Talent and the Future of Inclusive Innovation
Even with access to tools and infrastructure, predictive biomanufacturing cannot scale without the right talent. India must develop a new generation of technicians and mid-level professionals who understand both biomanufacturing and the logic of artificial intelligence. This means investing in hybrid skilling programs that merge AI with process engineering, biosciences, and quality control. Vocational institutions like ITIs and polytechnics can lead this movement by updating curricula, offering short-term certifications, and collaborating with pharma firms for hands-on training modules.
Training centres located within bio-clusters can serve a dual purpose of delivering skilling and providing innovation access to real-time tools. MSME employees can be trained not just to operate AI systems, but to interpret insights, make process decisions, and even contribute to improving models with domain-specific knowledge. Over time, this workforce will not only power their own units but may also seed India’s broader bioeconomy with grassroots digital expertise.
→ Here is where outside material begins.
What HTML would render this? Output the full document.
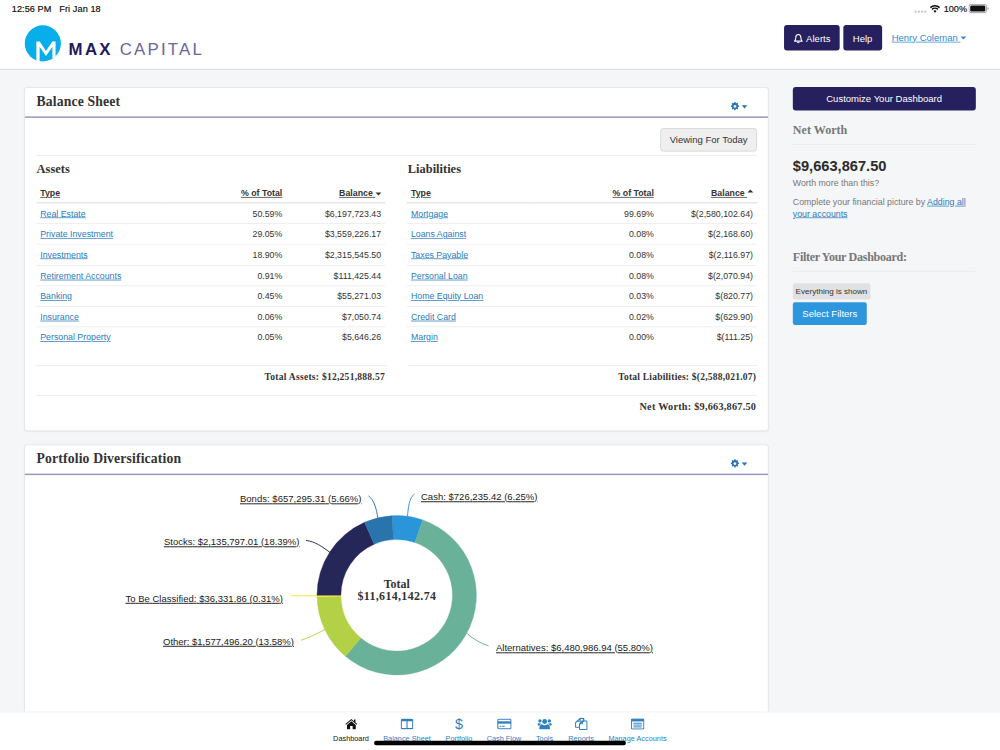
<!DOCTYPE html>
<html lang="en">
<head>
<meta charset="utf-8">
<title>Max Capital - Dashboard</title>
<style>
*{box-sizing:border-box;}
html,body{margin:0;padding:0;width:1000px;height:750px;overflow:hidden;background:#f5f6f8;}
body{font-family:"Liberation Sans",Arial,sans-serif;color:#333;}
#stage{position:absolute;left:0;top:0;width:1366px;height:1025px;transform:scale(0.73206);transform-origin:0 0;background:#f5f6f8;overflow:hidden;font-size:14px;line-height:1.42857;}
a{color:#2b7bbd;text-decoration:underline;}
.serif{font-family:"Liberation Serif","Times New Roman",serif;font-weight:bold;}
/* status bar + header */
#header{position:absolute;left:0;top:0;width:1366px;height:95.3px;background:#fff;border-bottom:1.4px solid #cfd1d4;box-shadow:0 1px 2px rgba(0,0,0,.08);}
#status{position:absolute;left:0;top:0;width:1366px;height:24px;font-size:12.5px;color:#111;line-height:24px;}
#status .l{position:absolute;left:16px;top:0;letter-spacing:.1px;-webkit-text-stroke:.25px #111;}
#status .r{position:absolute;right:14px;top:0;}
.btn-navy{position:absolute;background:#27205f;color:#fff;border-radius:4px;font-size:13px;text-align:center;}
/* panels */
.panel{position:absolute;background:#fff;border:1px solid #dfe1e5;border-radius:4px;box-shadow:0 1px 2px rgba(0,0,0,.05);}
.panel > *{margin-left:1.3px;}
.panel .hd{position:absolute;left:0;top:0;right:0;height:41px;border-bottom:2px solid #9794bb;margin-left:0;}
.panel .hd h3{margin:0;position:absolute;left:16.3px;top:7.8px;font-size:18.7px;letter-spacing:.2px;line-height:24px;color:#333;}
table{border-collapse:collapse;font-size:12px;width:100%;}
th,td{padding:6px 5px 4px;line-height:17.14px;text-align:right;border-top:1px solid #e8e9eb;white-space:nowrap;}
th{padding-top:6.8px;padding-bottom:3.2px;border-top:0;border-bottom:2px solid #e4e5e7;text-decoration:underline;font-weight:bold;color:#333;vertical-align:bottom;}
th:first-child,td:first-child{text-align:left;}
th:last-child,td:last-child{padding-right:5.8px;}
.tot{position:absolute;font-size:13px;text-align:right;color:#333;}
.sub{position:absolute;font-size:17px;color:#333;}

.hr{position:absolute;height:0;border-top:1px solid #e6e7e9;}
.tw{position:absolute;}
.gear{position:absolute;left:964.5px;top:18.1px;}
.btn-def{position:absolute;background:#efefef;border:1px solid #cfcfcf;border-radius:4px;color:#333;font-size:14px;text-align:center;}
.sh{position:absolute;font-size:16.5px;line-height:24px;color:#777;}
td a{color:#2b7bbd;}
.c1{width:36%;}
.c3{width:28.5%;}
.car{display:inline-block;width:0;height:0;border-left:4px solid transparent;border-right:4px solid transparent;vertical-align:middle;}
.car.down{border-top:4.5px solid #333;}
.car.up{border-bottom:4.5px solid #333;margin-top:-7px;}
th{text-decoration:none;}
th:first-child,th:nth-child(2),th .u{text-decoration:underline;}
#nav{position:absolute;left:0;top:972px;width:1366px;height:54px;background:#fff;border-top:1px solid #eeeff1;}
.ni{position:absolute;top:0;width:140px;height:52px;text-align:center;font-size:10px;}
.ni svg{position:absolute;left:50%;top:15.6px;transform:translate(-50%,-50%);}
.ni span{position:absolute;left:0;right:0;top:28.9px;line-height:14px;}
#homebar{position:absolute;left:511px;top:38.5px;width:344px;height:6.5px;border-radius:3.5px;background:#000;}
</style>
</head>
<body>
<div id="stage">


<div id="header">
  <div id="status">
    <span class="l">12:56 PM&nbsp;&nbsp; Fri Jan 18</span>
    <svg class="sig" width="20" height="6" viewBox="0 0 20 6" style="position:absolute;left:1247.5px;top:12.7px"><g fill="#c6c6ca"><circle cx="2.7" cy="3" r="1.55"/><circle cx="7.1" cy="3" r="1.55"/><circle cx="11.5" cy="3" r="1.55"/><circle cx="15.9" cy="3" r="1.55"/></g></svg>
    <svg width="14.4" height="11" viewBox="0 0 17 13" style="position:absolute;left:1270.3px;top:7.4px"><path d="M8.5 12.2 L5.9 9.3 A3.9 3.9 0 0 1 11.1 9.3 Z" fill="#111"/><path d="M3.7 6.9 A6.9 6.9 0 0 1 13.3 6.9" fill="none" stroke="#111" stroke-width="2.5"/><path d="M1.1 4.1 A10.6 10.6 0 0 1 15.9 4.1" fill="none" stroke="#111" stroke-width="2.5"/></svg>
    <span style="position:absolute;left:1289px;top:0;font-size:12.5px;-webkit-text-stroke:.25px #111;">100%</span>
    <svg width="30" height="14" viewBox="0 0 30 14" style="position:absolute;left:1323px;top:5px"><rect x="0.6" y="0.9" width="24" height="11.4" rx="3" fill="none" stroke="#8a8a8e" stroke-width="1.1"/><rect x="2.3" y="2.6" width="20.6" height="8" rx="1.6" fill="#111"/><path d="M26.2 4.6 a2.4 2.4 0 0 1 0 4.2z" fill="#8a8a8e"/></svg>
  </div>
  <svg id="logo" width="300" height="60" viewBox="0 0 300 60" style="position:absolute;left:30px;top:30px;overflow:visible">
    <circle cx="28.5" cy="29.3" r="24.7" fill="#08aeea"/>
    <path d="M19.7 53.8 V26.8 H24.2 L32.8 39.6 L41.4 26.8 H45.9 V47.5 L41.6 50.5 V33.8 L32.8 46.6 L24.1 33.8 V54.4 Z" fill="#fff"/>
    <text x="63.6" y="44.5" font-family="Liberation Sans, Arial, sans-serif" font-weight="bold" font-size="23" fill="#1f1a5c" textLength="57.5" lengthAdjust="spacing">MAX</text>
    <text x="133.6" y="44.5" font-family="Liberation Sans, Arial, sans-serif" font-size="23" fill="#6a659c" textLength="112" lengthAdjust="spacing">CAPITAL</text>
  </svg>
  <div class="btn-navy" style="left:1071px;top:34px;width:76px;height:35px;line-height:37px;padding-left:17.6px;">
    <svg width="13" height="14" viewBox="0 0 13 14" style="position:absolute;left:13px;top:11.8px"><path d="M6.5 1.2 C4.2 1.2 3 3 3 5.4 C3 8.2 2.2 9.2 1.2 10.2 H11.8 C10.800 9.2 10 8.200 10 5.4 C10 3 8.800 1.2 6.5 1.2 Z" fill="none" stroke="#fff" stroke-width="1.45" stroke-linejoin="round"/><path d="M5.300 11.6 a1.3 1.3 0 0 0 2.400 0" fill="none" stroke="#fff" stroke-width="1.45"/><path d="M6.5 0.300 V1.2" stroke="#fff" stroke-width="1.45"/></svg>
    Alerts</div>
  <div class="btn-navy" style="left:1152px;top:34px;width:52.5px;height:35px;line-height:37px;">Help</div>
  <a style="position:absolute;left:1218px;top:41.8px;font-size:13px;line-height:20px;white-space:pre;color:#2f8bd0">Henry Coleman </a>
  <span style="position:absolute;left:1311.5px;top:50px;width:0;height:0;border-left:4.5px solid transparent;border-right:4.5px solid transparent;border-top:4.5px solid #2f8bd0;"></span>
</div>

<!-- Balance sheet -->
<div class="panel" id="bs" style="left:32.7px;top:118.7px;width:1017.3px;height:470.3px;">
  <div class="hd"><h3 class="serif">Balance Sheet</h3><svg class="gear" width="24" height="14" viewBox="0 0 24 14"><path transform="translate(0.35 0.95) scale(0.935)" fill="#2673b8" fill-rule="evenodd" d="M5.1 0.500h1.800l0.300 1.500 1 0.400 1.300-0.800 1.300 1.300-0.800 1.300 0.400 1 1.500 0.300v1.800l-1.500 0.300-0.400 1 0.800 1.300-1.300 1.300-1.300-0.800-1 0.400-0.300 1.500h-1.800l-0.300-1.500-1-0.400-1.300 0.800-1.300-1.300 0.800-1.300-0.400-1-1.500-0.300v-1.800l1.500-0.300 0.400-1-0.800-1.300 1.300-1.300 1.300 0.800 1-0.400z M6 4.700a2.100 2.100 0 1 0 0.001 0z"/><path d="M15.200 5.800 h7.600 l-3.800 4.400z" fill="#2673b8"/></svg></div>
  <div class="btn-def" style="left:867px;top:55.5px;width:132px;height:32px;line-height:32px;font-size:13px;">Viewing For Today</div>
  <div class="hr" style="left:15px;top:92.5px;width:984px;"></div>
  <div class="sub serif" style="left:15px;top:99px;">Assets</div>
  <div class="sub serif" style="left:522px;top:99px;">Liabilities</div>
  <div class="tw" style="left:15px;top:129.4px;width:476.4px;"><table><thead><tr><th class="c1">Type</th><th>% of Total</th><th class="c3"><span class="u">Balance&nbsp;</span><i class="car down"></i></th></tr></thead><tbody>
<tr><td><a>Real Estate</a></td><td>50.59%</td><td>$6,197,723.43</td></tr>
<tr><td><a>Private Investment</a></td><td>29.05%</td><td>$3,559,226.17</td></tr>
<tr><td><a>Investments</a></td><td>18.90%</td><td>$2,315,545.50</td></tr>
<tr><td><a>Retirement Accounts</a></td><td>0.91%</td><td>$111,425.44</td></tr>
<tr><td><a>Banking</a></td><td>0.45%</td><td>$55,271.03</td></tr>
<tr><td><a>Insurance</a></td><td>0.06%</td><td>$7,050.74</td></tr>
<tr><td><a>Personal Property</a></td><td>0.05%</td><td>$5,646.26</td></tr>
</tbody></table></div>
  <div class="tw" style="left:521.4px;top:129.4px;width:478px;"><table><thead><tr><th class="c1">Type</th><th>% of Total</th><th class="c3"><span class="u">Balance&nbsp;</span><i class="car up"></i></th></tr></thead><tbody>
<tr><td><a>Mortgage</a></td><td>99.69%</td><td>$(2,580,102.64)</td></tr>
<tr><td><a>Loans Against</a></td><td>0.08%</td><td>$(2,168.60)</td></tr>
<tr><td><a>Taxes Payable</a></td><td>0.08%</td><td>$(2,116.97)</td></tr>
<tr><td><a>Personal Loan</a></td><td>0.08%</td><td>$(2,070.94)</td></tr>
<tr><td><a>Home Equity Loan</a></td><td>0.03%</td><td>$(820.77)</td></tr>
<tr><td><a>Credit Card</a></td><td>0.02%</td><td>$(629.90)</td></tr>
<tr><td><a>Margin</a></td><td>0.00%</td><td>$(111.25)</td></tr>
</tbody></table></div>
  <div class="hr" style="left:15px;top:379px;width:478px;"></div>
  <div class="hr" style="left:523px;top:379px;width:477px;"></div>
  <div class="tot serif" style="right:523px;top:386.3px;letter-spacing:.36px;">Total Assets: $12,251,888.57</div>
  <div class="tot serif" style="right:16px;top:386.3px;letter-spacing:.3px;">Total Liabilities: $(2,588,021.07)</div>
  <div class="hr" style="left:15px;top:420.2px;width:984px;"></div>
  <div class="tot serif" style="right:16px;top:426px;font-size:14px;letter-spacing:.32px;">Net Worth: $9,663,867.50</div>
</div>

<!-- Portfolio -->
<div class="panel" id="pf" style="left:32.7px;top:606.6px;width:1017.3px;height:440px;">
  <div class="hd"><h3 class="serif">Portfolio Diversification</h3><svg class="gear" width="24" height="14" viewBox="0 0 24 14"><path transform="translate(0.35 0.95) scale(0.935)" fill="#2673b8" fill-rule="evenodd" d="M5.1 0.500h1.800l0.300 1.500 1 0.400 1.300-0.800 1.300 1.300-0.800 1.300 0.400 1 1.500 0.300v1.800l-1.500 0.300-0.400 1 0.800 1.300-1.300 1.300-1.300-0.800-1 0.400-0.300 1.500h-1.800l-0.300-1.500-1-0.400-1.300 0.800-1.300-1.300 0.800-1.300-0.400-1-1.500-0.300v-1.800l1.500-0.300 0.400-1-0.800-1.300 1.300-1.300 1.300 0.800 1-0.400z M6 4.700a2.100 2.100 0 1 0 0.001 0z"/><path d="M15.200 5.800 h7.600 l-3.800 4.400z" fill="#2673b8"/></svg></div>
  <svg id="chart" width="1014" height="330" viewBox="0 0 1014 330" style="position:absolute;left:0;top:42px;font-family:'Liberation Sans',Arial,sans-serif;">
<path d="M500.44 54.46 A108.87 108.87 0 0 1 542.52 60.26 L531.84 91.11 A76.22 76.22 0 0 0 502.37 87.05 Z" fill="#2b95d9" stroke="#2b95d9" stroke-width="0.5"/>
<path d="M542.52 60.26 A108.87 108.87 0 1 1 436.91 246.54 L457.90 221.53 A76.22 76.22 0 1 0 531.84 91.11 Z" fill="#69b198" stroke="#69b198" stroke-width="0.5"/>
<path d="M436.91 246.54 A108.87 108.87 0 0 1 398.04 165.24 L430.69 164.61 A76.22 76.22 0 0 0 457.90 221.53 Z" fill="#b3d146" stroke="#b3d146" stroke-width="0.5"/>
<path d="M398.04 165.24 A108.87 108.87 0 0 1 398.02 163.12 L430.67 163.13 A76.22 76.22 0 0 0 430.69 164.61 Z" fill="#f7ea2e" stroke="#f7ea2e" stroke-width="0.5"/>
<path d="M398.02 163.12 A108.87 108.87 0 0 1 463.00 63.51 L476.16 93.39 A76.22 76.22 0 0 0 430.67 163.13 Z" fill="#262759" stroke="#262759" stroke-width="0.5"/>
<path d="M463.00 63.51 A108.87 108.87 0 0 1 500.44 54.46 L502.37 87.05 A76.22 76.22 0 0 0 476.16 93.39 Z" fill="#2974ad" stroke="#2974ad" stroke-width="0.5"/>
<path d="M521.6 55.5 C522.6 44.6 523.7 29.5 531.2 24.8" fill="none" stroke="#2b95d9" stroke-width="1.3"/>
<path d="M481.1 57.3 C479.3 45.9 475.9 32.3 468.4 27.5" fill="none" stroke="#2974ad" stroke-width="1.3"/>
<path d="M415.8 104.7 C404.9 96.5 395.3 89.6 383.0 88.3" fill="none" stroke="#262759" stroke-width="1.3"/>
<path d="M398.0 163.8 L362.5 163.8" fill="none" stroke="#f7ea2e" stroke-width="1.6"/>
<path d="M409.5 209.6 C398.0 215.3 388.5 220.8 376.2 224.6" fill="none" stroke="#b3d146" stroke-width="1.3"/>
<path d="M603.2 215.6 C611.1 222.2 620.7 229.0 632.3 232.1" fill="none" stroke="#69b198" stroke-width="1.3"/>
<text x="292.8" y="36.2" font-size="13" fill="#1a1a1a" text-decoration="underline" textLength="166.0" lengthAdjust="spacing">Bonds: $657,295.31 (5.66%)</text>
<text x="540.1" y="33.4" font-size="13" fill="#1a1a1a" text-decoration="underline" textLength="159.1" lengthAdjust="spacing">Cash: $726,235.42 (6.25%)</text>
<text x="189.0" y="94.9" font-size="13" fill="#1a1a1a" text-decoration="underline" textLength="185.1" lengthAdjust="spacing">Stocks: $2,135,797.01 (18.39%)</text>
<text x="136.4" y="172.1" font-size="13" fill="#1a1a1a" text-decoration="underline" textLength="215.1" lengthAdjust="spacing">To Be Classified: $36,331.86 (0.31%)</text>
<text x="187.7" y="230.8" font-size="13" fill="#1a1a1a" text-decoration="underline" textLength="178.9" lengthAdjust="spacing">Other: $1,577,496.20 (13.58%)</text>
<text x="642.5" y="239.7" font-size="13" fill="#1a1a1a" text-decoration="underline" textLength="214.5" lengthAdjust="spacing">Alternatives: $6,480,986.94 (55.80%)</text>
<text x="506.9" y="152.6" text-anchor="middle" font-family="Liberation Serif, Times New Roman, serif" font-weight="bold" font-size="16.300" fill="#333">Total</text>
<text x="506.9" y="169.7" text-anchor="middle" font-family="Liberation Serif, Times New Roman, serif" font-weight="bold" font-size="16.300" fill="#333" textLength="107.2" lengthAdjust="spacing">$11,614,142.74</text>
</svg>
</div>

<!-- Sidebar -->
<div id="side">
  <div class="btn-navy" style="left:1083px;top:119.4px;width:249.5px;height:32px;line-height:33px;font-size:13px;">Customize Your Dashboard</div>
  <div class="sh serif" style="left:1083px;top:166px;">Net Worth</div>
  <div class="hr" style="left:1083px;top:197px;width:249px;"></div>
  <div style="position:absolute;left:1083px;top:212px;font-size:20px;font-weight:bold;line-height:30px;color:#2b2b2b;">$9,663,867.50</div>
  <div style="position:absolute;left:1083px;top:242px;font-size:12px;line-height:17px;color:#777;">Worth more than this?</div>
  <div style="position:absolute;left:1083px;top:267.6px;width:249px;font-size:12px;line-height:16.6px;color:#777;">Complete your financial picture by <a>Adding all your accounts</a></div>
  <div class="sh serif" style="left:1083px;top:339px;letter-spacing:-.42px;">Filter Your Dashboard:</div>
  <div class="hr" style="left:1083px;top:370px;width:249px;"></div>
  <div style="position:absolute;left:1083px;top:386.5px;width:105.5px;height:22px;line-height:22px;background:#e1e1e1;border-radius:3px;font-size:11px;color:#333;text-align:center;">Everything is shown</div>
  <div style="position:absolute;left:1083px;top:412.5px;width:101px;height:31.5px;line-height:31.5px;background:#2e96dc;border-radius:3px;font-size:13px;color:#fff;text-align:center;">Select Filters</div>
</div>

<!-- bottom nav -->
<div id="nav">
<div class="ni" style="left:409.5px;color:#111"><svg width="18" height="16" viewBox="0 0 18 16"><path d="M9 1.2 L0.800 8 L1.7 9 L9 3 L16.300 9 L17.200 8 L14.600 5.800 V2 H12.600 V4.200 Z" fill="#111"/><path d="M9 4.300 L3 9.300 V15 H7.300 V10.800 H10.700 V15 H15 V9.300 Z" fill="#111"/></svg><span>Dashboard</span></div>
<div class="ni" style="left:486.0px;color:#2f7fc1"><svg width="18" height="16" viewBox="0 0 18 16"><rect x="1.2" y="1.700" width="15.600" height="12.600" rx="1.3" fill="none" stroke="#2f7fc1" stroke-width="1.500"/><path d="M1.2 3.200H16.800" stroke="#2f7fc1" stroke-width="1.800"/><path d="M9 2V14.300" stroke="#2f7fc1" stroke-width="1.500"/></svg><span>Balance Sheet</span></div>
<div class="ni" style="left:557.0px;color:#2f7fc1"><svg width="12" height="18" viewBox="0 0 12 18"><text x="6" y="15.800" text-anchor="middle" font-family="Liberation Sans, Arial, sans-serif" font-size="19.500" fill="#2f7fc1">$</text></svg><span>Portfolio</span></div>
<div class="ni" style="left:618.5px;color:#2f7fc1"><svg width="20" height="16" viewBox="0 0 20 16"><rect x="1" y="1.500" width="18" height="13" rx="1.600" fill="none" stroke="#2f7fc1" stroke-width="1.500"/><rect x="1" y="4.300" width="18" height="3.200" fill="#2f7fc1"/><rect x="3.300" y="10.500" width="2.400" height="1.300" fill="#2f7fc1"/><rect x="6.700" y="10.500" width="3.800" height="1.300" fill="#2f7fc1"/></svg><span>Cash Flow</span></div>
<div class="ni" style="left:673.8px;color:#2f7fc1"><svg width="20" height="16" viewBox="0 0 20 16"><g fill="#2f7fc1"><circle cx="10" cy="4.600" r="3.300"/><path d="M4 15.300 C3 15.300 2.700 14.600 2.700 13.800 C2.700 10.500 4.200 8.300 6.300 8.300 C7.300 9.300 8.600 9.800 10 9.800 C11.400 9.800 12.700 9.300 13.700 8.300 C15.800 8.300 17.300 10.500 17.300 13.800 C17.300 14.600 17 15.300 16 15.300 Z"/><circle cx="3.600" cy="3.800" r="2.300"/><circle cx="16.400" cy="3.800" r="2.300"/><path d="M0.300 9.300 C0.300 7.700 1 6.600 2 6.600 C3 7.300 4.300 7.500 5.300 7.200 C4.300 7.900 3.500 8.800 3.100 9.900 H1.200 C0.600 9.900 0.300 9.700 0.300 9.300 Z"/><path d="M19.700 9.300 C19.700 7.700 19 6.600 18 6.600 C17 7.300 15.700 7.500 14.700 7.200 C15.700 7.900 16.500 8.800 16.900 9.900 H18.800 C19.400 9.900 19.700 9.700 19.700 9.300 Z"/></g></svg><span>Tools</span></div>
<div class="ni" style="left:723.7px;color:#2f7fc1"><svg width="18" height="17" viewBox="0 0 18 17"><g fill="none" stroke="#2f7fc1" stroke-width="1.400" stroke-linejoin="round"><path d="M7.500 4.700 V1.600 a0.800 0.800 0 0 1 0.800 -0.800 H12.300 V4.700 Z M7.500 0.800 L3.300 4.700 H7.500" /><path d="M3.300 4.700 L1 7 V12.200 a0.800 0.800 0 0 0 0.800 0.800 H6.600"/><path d="M12.300 0.800 V4.500"/><path d="M10.500 8.300 V5.200 a0.800 0.800 0 0 1 0.800 -0.800 H16 a0.800 0.800 0 0 1 0.800 0.800 V15.300 a0.800 0.800 0 0 1 -0.800 0.800 H7.400 a0.800 0.800 0 0 1 -0.800 -0.800 V8.300 Z M10.500 4.400 L6.600 8.300"/></g></svg><span>Reports</span></div>
<div class="ni" style="left:800.8px;color:#2f7fc1"><svg width="19" height="16" viewBox="0 0 19 16"><rect x="1" y="1.300" width="17" height="13.400" rx="1.300" fill="none" stroke="#2f7fc1" stroke-width="1.400"/><rect x="1" y="1.300" width="17" height="3.200" fill="#2f7fc1"/><g fill="#2f7fc1"><rect x="3.800" y="6.300" width="11.400" height="1.300"/><rect x="3.800" y="8.800" width="11.400" height="1.300"/><rect x="3.800" y="11.300" width="11.400" height="1.300"/></g></svg><span>Manage Accounts</span></div>
<div id="homebar"></div>
</div>

</div>
</body>
</html>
New Vision for National Competitiveness
India’s global competitiveness in biomanufacturing will not be determined by how many large corporations embrace Industry 4.0, but by how well its smaller enterprises are equipped to participate in this transformation. If predictive manufacturing becomes a privilege of scale, the sector will remain fragile and uneven. But if the country invests in inclusive infrastructure, affordable services, smart subsidies, and relevant talent, then a new kind of biomanufacturing ecosystem can emerge - one that is distributed, resilient, and future-proof.
By placing MSMEs at the center of this vision, India has the opportunity to lead not just in biotech volume, but in biotech intelligence. The tools exist. The models exist. What remains is a national commitment to ensure that no pharma enterprise, regardless of size is left behind in the AI revolution.